During the 2016 elections, I missed the registration cutoff by eight days. After turning 18, I didn’t think much about voting, even though I could be found giving long-winded speeches about political issues at any given moment. I was 19-going-on-20 when I voted for the first time, and it felt magical. Maybe that’s silly to say, but voting made me feel important — it made me feel like a real adult, like I had played a role in this great American experiment of democracy. It also made me feel intensely hypocritical for all the times I disagreed with some new policy or statement from the government and then proceeded to do nothing about it. All of my impassioned monologues had amounted to expended oxygen — they didn’t mean much more if I didn’t vote.
If you care about something, go vote. Voting is not the only thing you can do to make a difference, and it won’t always make the difference you want, but it sure beats studying for a midterm. More importantly, this may be the last time you can vote as a college student in New Hampshire. Thanks to House Bill 1264, a state bill taking effect in 2019 that may make it harder for out-of-state college students to vote in New Hampshire, many students’ right to vote is set to expire. “Your vote matters now more than ever” might seem a tired and overused phrase, but at this moment it could not be more relevant.
More than anything else, my door-knocking experience reminded me of the world outside of Dartmouth — a world that we will enter in a few short years.

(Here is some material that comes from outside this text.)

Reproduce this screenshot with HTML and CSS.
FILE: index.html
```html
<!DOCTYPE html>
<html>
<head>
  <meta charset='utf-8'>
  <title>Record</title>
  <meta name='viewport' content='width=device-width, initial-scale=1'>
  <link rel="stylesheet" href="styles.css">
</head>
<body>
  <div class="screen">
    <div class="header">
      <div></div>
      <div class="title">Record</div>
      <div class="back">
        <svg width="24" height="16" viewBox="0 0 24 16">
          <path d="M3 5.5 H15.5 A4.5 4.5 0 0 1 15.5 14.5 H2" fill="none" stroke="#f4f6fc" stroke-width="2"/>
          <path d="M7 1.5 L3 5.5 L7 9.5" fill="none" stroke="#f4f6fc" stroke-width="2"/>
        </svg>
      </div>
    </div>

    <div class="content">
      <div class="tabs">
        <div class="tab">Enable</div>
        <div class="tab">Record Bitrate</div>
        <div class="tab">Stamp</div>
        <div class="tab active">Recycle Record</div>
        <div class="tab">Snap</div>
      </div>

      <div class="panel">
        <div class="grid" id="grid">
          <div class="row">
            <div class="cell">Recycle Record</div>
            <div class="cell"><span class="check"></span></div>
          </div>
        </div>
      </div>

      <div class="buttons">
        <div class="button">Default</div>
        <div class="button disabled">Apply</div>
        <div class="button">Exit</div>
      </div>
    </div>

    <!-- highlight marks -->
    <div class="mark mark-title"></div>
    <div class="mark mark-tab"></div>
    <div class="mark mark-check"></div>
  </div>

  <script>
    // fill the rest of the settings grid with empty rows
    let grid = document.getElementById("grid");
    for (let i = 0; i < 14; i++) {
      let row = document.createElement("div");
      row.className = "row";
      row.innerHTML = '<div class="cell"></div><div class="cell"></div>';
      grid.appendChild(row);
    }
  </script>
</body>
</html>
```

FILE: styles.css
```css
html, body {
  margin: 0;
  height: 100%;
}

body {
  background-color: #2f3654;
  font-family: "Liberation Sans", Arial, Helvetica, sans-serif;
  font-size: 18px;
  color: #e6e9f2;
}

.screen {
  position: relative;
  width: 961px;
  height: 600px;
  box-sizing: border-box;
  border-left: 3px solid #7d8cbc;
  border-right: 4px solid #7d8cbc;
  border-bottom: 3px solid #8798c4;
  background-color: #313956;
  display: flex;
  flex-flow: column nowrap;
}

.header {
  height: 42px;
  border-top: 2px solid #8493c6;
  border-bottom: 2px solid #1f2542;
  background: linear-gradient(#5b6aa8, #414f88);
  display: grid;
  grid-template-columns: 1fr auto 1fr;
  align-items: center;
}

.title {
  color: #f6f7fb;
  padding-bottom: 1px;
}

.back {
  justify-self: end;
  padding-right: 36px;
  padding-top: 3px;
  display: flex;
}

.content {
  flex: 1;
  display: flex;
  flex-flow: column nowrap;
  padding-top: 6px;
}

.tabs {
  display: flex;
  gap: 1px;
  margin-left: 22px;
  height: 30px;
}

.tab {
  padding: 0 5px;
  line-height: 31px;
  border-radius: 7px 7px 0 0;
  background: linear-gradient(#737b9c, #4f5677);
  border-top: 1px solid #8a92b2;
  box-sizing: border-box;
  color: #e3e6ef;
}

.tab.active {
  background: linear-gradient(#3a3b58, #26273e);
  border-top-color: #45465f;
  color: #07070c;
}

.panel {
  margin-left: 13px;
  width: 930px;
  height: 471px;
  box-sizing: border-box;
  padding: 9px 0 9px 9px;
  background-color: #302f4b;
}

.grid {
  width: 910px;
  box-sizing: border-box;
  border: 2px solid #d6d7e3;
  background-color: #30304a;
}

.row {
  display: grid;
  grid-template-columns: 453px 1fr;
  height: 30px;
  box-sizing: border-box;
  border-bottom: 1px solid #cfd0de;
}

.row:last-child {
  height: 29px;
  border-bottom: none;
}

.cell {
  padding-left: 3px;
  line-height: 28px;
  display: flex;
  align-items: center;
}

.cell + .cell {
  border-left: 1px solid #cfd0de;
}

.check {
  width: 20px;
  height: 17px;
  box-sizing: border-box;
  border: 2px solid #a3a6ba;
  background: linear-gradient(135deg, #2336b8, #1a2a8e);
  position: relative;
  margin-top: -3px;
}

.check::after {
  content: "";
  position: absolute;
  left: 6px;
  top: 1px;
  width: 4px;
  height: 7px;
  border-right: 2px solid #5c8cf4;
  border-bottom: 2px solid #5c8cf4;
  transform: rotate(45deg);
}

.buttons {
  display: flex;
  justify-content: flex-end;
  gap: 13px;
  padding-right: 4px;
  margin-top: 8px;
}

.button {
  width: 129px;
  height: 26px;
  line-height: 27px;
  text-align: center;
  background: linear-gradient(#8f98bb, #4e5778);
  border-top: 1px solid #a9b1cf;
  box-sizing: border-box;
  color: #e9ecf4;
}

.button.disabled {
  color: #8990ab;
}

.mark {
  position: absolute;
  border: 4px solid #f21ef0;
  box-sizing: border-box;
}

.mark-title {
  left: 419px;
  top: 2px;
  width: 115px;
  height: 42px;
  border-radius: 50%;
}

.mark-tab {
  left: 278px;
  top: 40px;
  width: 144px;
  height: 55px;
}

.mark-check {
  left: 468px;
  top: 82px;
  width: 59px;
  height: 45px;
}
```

The way we live out there depends on what we do in here, and not just in terms of grades or internships or letters of recommendations — if and how we vote will shape our future, too. So get out and vote. Vote because you care about an issue bigger than yourself. Vote because you can envision the world you want to live in and this isn’t it (not yet, at least). Vote because you have the good fortune to live in a time and a place where you can vote at all. Alternatively, our generation gets a lot of flak for having anti-authority issues, so let me put it this way: vote so you can stick it to the man.